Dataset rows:
_ _ _ _

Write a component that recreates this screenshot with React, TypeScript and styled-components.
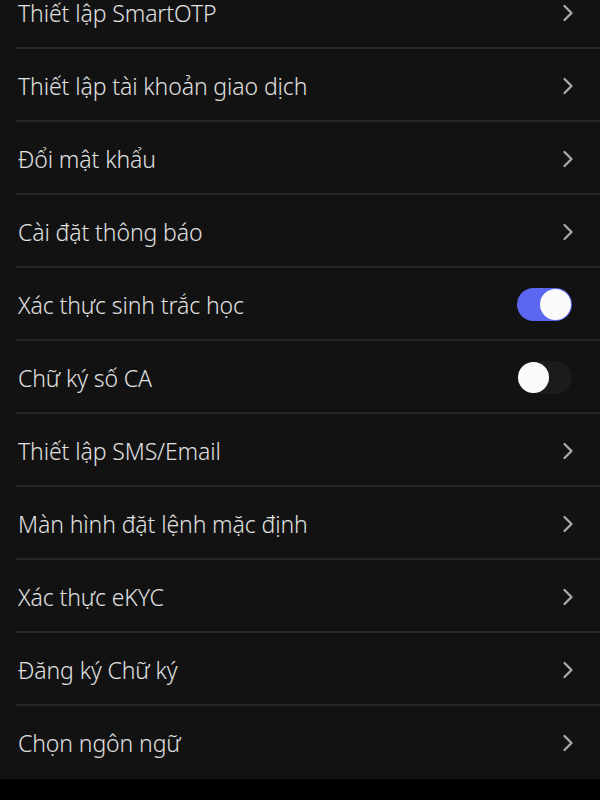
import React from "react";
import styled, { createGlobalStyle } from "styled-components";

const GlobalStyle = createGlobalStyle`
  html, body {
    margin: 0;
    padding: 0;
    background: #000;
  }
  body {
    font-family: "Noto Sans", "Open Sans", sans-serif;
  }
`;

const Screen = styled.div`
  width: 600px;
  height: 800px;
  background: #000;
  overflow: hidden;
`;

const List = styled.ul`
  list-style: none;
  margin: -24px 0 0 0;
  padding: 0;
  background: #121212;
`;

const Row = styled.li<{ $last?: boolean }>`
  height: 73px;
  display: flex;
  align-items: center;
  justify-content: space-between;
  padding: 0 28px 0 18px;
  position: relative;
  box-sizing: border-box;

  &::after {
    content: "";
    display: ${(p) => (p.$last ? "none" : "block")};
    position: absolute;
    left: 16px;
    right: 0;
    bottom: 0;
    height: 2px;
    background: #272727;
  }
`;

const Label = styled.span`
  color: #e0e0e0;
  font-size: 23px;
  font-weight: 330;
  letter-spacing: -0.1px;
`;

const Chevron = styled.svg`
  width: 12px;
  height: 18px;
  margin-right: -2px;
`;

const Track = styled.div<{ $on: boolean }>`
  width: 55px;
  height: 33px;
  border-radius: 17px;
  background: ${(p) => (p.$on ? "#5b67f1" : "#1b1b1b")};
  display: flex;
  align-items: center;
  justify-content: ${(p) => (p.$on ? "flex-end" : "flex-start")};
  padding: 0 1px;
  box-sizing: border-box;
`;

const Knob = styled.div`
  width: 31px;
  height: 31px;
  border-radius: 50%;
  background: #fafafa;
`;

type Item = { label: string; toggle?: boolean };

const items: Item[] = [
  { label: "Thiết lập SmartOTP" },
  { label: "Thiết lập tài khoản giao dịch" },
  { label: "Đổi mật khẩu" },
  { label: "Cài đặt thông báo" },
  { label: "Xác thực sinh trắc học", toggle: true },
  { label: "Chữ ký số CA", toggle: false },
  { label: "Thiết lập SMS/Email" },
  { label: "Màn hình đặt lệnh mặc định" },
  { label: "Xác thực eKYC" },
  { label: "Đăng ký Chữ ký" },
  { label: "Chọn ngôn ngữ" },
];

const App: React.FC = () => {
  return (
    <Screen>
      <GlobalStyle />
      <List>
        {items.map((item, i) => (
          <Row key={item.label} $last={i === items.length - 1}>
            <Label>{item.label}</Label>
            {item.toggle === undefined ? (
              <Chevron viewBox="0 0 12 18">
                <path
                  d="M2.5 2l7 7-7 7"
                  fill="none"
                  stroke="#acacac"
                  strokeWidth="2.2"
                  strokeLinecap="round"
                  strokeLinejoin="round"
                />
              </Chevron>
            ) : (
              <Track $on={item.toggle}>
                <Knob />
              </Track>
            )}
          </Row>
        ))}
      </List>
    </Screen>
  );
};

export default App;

_ _ _ _

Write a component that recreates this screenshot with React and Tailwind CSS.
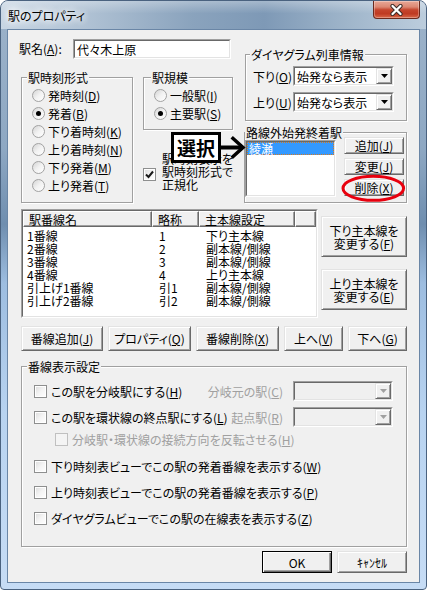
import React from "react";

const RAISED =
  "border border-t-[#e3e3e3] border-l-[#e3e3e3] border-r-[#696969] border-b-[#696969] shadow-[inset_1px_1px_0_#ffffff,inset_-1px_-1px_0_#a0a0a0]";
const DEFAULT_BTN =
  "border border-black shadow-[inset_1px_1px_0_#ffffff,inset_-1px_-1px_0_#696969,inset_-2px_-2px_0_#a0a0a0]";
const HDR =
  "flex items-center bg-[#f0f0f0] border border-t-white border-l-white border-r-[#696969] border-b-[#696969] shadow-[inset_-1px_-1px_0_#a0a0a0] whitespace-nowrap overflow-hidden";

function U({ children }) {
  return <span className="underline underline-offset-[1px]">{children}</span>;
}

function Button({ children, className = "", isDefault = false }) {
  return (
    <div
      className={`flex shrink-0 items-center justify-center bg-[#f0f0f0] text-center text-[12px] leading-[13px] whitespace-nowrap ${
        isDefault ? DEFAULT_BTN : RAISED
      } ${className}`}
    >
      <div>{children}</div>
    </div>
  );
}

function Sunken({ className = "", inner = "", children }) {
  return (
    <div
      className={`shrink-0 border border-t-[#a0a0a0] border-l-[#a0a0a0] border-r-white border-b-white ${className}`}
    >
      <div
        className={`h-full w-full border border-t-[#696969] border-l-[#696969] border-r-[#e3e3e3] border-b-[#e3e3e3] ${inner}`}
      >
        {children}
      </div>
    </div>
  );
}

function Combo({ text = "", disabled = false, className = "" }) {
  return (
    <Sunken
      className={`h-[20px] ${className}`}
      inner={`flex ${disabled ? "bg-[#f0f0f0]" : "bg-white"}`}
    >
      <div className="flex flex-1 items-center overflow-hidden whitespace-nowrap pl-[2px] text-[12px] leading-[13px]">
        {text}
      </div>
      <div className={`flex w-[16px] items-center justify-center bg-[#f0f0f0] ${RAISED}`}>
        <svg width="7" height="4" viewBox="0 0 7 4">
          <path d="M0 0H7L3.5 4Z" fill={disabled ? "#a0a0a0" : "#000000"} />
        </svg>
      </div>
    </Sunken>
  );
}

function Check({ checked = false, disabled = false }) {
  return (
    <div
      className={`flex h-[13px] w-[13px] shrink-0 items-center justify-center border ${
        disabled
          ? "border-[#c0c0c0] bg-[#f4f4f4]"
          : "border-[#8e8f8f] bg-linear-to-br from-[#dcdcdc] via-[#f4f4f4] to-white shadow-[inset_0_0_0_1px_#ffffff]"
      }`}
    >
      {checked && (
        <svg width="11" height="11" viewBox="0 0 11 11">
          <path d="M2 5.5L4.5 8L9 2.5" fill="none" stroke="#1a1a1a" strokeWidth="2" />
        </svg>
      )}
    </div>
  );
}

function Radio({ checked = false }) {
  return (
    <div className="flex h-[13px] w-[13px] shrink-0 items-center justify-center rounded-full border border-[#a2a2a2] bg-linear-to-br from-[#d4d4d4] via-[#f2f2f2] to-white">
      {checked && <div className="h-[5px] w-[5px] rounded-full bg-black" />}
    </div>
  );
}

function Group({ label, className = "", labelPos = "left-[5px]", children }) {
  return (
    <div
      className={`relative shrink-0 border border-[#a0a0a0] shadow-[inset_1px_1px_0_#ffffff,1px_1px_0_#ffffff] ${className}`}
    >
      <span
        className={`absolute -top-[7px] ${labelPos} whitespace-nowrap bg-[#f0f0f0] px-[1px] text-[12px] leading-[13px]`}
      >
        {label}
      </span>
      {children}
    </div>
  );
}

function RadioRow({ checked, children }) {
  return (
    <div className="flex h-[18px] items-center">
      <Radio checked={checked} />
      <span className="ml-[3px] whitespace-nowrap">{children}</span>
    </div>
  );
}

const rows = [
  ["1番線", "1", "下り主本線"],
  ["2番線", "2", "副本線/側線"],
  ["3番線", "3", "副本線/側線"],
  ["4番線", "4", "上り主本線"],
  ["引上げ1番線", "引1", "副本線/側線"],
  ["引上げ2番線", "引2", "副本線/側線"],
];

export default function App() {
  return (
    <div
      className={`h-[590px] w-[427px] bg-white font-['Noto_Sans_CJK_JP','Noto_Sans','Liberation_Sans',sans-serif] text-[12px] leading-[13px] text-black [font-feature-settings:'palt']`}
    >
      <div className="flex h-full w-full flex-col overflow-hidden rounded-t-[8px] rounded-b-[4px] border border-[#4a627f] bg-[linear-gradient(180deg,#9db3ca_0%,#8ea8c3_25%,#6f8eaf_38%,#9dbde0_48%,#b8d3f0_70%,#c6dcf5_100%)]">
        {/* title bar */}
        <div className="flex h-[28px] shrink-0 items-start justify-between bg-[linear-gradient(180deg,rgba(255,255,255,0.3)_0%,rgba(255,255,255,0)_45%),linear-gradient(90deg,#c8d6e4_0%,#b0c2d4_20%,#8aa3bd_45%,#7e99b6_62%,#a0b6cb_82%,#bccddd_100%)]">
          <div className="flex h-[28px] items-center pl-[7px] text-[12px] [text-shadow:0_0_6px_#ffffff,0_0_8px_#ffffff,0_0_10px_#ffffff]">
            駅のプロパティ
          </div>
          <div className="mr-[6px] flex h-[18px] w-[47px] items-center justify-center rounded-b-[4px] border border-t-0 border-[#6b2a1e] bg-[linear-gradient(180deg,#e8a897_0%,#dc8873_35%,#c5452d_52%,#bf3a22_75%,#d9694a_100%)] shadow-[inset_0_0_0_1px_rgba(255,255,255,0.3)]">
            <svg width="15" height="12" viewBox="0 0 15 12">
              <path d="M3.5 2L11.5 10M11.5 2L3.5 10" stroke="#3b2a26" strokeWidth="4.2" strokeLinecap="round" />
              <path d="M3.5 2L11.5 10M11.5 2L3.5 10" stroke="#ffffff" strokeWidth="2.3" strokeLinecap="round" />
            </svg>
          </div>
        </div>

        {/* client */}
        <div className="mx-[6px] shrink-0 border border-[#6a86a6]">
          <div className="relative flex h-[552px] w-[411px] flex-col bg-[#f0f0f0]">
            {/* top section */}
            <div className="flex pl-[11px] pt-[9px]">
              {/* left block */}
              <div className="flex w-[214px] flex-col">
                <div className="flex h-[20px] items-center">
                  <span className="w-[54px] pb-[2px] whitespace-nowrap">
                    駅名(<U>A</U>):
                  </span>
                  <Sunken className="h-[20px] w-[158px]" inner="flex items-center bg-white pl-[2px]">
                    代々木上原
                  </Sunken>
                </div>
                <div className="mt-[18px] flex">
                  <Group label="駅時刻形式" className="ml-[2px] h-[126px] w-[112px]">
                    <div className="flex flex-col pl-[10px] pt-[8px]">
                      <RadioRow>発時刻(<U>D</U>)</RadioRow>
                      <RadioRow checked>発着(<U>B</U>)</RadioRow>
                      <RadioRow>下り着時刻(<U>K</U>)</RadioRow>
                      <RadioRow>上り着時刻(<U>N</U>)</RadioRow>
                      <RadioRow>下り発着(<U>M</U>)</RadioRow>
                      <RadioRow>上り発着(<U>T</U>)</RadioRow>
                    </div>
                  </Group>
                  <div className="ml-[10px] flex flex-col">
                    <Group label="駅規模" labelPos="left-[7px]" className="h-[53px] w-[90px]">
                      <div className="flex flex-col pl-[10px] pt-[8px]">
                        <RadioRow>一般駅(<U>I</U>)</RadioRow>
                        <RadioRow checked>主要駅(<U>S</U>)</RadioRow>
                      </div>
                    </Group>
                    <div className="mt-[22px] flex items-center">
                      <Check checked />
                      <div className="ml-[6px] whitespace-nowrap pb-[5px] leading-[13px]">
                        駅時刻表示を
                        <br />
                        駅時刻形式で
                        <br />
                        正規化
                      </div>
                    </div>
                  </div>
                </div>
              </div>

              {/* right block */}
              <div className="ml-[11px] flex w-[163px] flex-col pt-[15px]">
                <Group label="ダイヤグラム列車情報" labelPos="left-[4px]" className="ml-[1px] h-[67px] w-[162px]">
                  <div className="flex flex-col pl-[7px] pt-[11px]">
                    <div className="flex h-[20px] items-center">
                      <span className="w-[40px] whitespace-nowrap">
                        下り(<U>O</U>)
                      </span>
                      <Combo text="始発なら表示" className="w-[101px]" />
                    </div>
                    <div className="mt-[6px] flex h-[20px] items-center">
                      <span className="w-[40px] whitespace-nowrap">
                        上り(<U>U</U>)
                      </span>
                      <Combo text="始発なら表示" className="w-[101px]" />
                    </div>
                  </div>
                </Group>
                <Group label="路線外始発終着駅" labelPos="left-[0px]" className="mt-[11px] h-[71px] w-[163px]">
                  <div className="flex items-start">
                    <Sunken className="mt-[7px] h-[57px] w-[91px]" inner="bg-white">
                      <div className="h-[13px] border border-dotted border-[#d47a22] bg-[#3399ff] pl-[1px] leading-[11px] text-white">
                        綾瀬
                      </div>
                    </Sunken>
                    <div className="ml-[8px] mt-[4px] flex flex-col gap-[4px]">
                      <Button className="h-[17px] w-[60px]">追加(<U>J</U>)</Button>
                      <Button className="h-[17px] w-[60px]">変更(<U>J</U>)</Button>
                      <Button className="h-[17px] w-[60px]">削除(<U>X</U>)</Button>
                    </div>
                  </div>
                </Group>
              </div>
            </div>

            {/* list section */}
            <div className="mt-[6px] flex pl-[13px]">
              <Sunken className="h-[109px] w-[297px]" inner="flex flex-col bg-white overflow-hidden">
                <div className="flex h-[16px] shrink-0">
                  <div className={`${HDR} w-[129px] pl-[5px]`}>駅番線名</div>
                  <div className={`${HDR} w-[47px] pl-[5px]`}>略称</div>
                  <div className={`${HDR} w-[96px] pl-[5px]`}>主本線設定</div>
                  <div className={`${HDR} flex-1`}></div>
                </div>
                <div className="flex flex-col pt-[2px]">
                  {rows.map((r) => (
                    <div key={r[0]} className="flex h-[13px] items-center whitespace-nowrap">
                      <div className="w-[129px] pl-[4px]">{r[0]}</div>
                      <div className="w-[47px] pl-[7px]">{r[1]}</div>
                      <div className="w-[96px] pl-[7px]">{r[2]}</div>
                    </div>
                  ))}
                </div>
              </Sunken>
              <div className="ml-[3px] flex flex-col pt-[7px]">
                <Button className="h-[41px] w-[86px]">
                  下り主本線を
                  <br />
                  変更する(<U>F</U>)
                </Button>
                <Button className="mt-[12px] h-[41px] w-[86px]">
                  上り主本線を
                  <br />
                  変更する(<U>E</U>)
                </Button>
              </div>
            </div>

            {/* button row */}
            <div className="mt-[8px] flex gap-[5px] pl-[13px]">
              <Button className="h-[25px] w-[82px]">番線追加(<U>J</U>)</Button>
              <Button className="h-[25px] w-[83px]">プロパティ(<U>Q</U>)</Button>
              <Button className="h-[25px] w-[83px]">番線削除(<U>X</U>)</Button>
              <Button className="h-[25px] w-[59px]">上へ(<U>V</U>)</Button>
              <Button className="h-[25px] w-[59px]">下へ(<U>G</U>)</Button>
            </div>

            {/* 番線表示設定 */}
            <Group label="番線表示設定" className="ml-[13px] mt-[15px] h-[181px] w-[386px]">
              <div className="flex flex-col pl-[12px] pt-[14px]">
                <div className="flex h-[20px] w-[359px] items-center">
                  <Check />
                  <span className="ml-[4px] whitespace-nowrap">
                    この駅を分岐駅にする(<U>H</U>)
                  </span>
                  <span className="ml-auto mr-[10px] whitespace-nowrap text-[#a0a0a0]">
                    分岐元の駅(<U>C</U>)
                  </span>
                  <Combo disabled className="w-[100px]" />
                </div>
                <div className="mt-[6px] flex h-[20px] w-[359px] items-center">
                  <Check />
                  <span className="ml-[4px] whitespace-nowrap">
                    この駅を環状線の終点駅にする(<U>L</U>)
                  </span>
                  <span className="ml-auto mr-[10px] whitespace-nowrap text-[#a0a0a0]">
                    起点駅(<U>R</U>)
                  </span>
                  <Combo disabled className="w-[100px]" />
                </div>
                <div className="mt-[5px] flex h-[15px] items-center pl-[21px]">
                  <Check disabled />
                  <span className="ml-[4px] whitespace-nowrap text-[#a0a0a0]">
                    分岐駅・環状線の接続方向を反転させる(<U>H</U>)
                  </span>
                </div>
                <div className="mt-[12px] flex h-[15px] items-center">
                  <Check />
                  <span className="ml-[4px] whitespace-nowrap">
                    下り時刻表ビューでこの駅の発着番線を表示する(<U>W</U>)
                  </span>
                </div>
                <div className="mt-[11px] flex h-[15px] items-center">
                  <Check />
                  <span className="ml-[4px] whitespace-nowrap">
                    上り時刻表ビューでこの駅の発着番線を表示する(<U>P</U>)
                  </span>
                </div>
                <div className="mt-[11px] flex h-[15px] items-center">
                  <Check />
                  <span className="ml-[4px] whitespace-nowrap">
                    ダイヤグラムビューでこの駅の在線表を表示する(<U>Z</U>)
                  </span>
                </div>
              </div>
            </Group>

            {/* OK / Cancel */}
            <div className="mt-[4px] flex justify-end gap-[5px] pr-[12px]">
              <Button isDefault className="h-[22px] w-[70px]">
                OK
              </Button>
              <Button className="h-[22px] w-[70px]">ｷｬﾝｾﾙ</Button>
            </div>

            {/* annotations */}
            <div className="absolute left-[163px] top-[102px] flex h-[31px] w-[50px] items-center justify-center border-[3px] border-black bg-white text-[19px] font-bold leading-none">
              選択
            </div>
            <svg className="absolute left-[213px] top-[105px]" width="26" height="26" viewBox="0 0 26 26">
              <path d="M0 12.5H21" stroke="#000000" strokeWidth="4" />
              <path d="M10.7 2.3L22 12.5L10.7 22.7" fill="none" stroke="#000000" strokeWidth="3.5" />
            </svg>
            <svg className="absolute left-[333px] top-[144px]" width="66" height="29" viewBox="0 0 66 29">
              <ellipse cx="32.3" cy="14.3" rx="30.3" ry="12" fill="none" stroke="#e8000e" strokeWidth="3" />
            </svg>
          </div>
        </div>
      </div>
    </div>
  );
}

_ _ _ _

__WHAT THE TASK REQUIRES__:
Filter the records above for "that" and copy every matching line.

__OUTPUT OF THE EXERCISE__:
Write a component that recreates this screenshot with React, TypeScript and styled-components.
Write a component that recreates this screenshot with React and Tailwind CSS.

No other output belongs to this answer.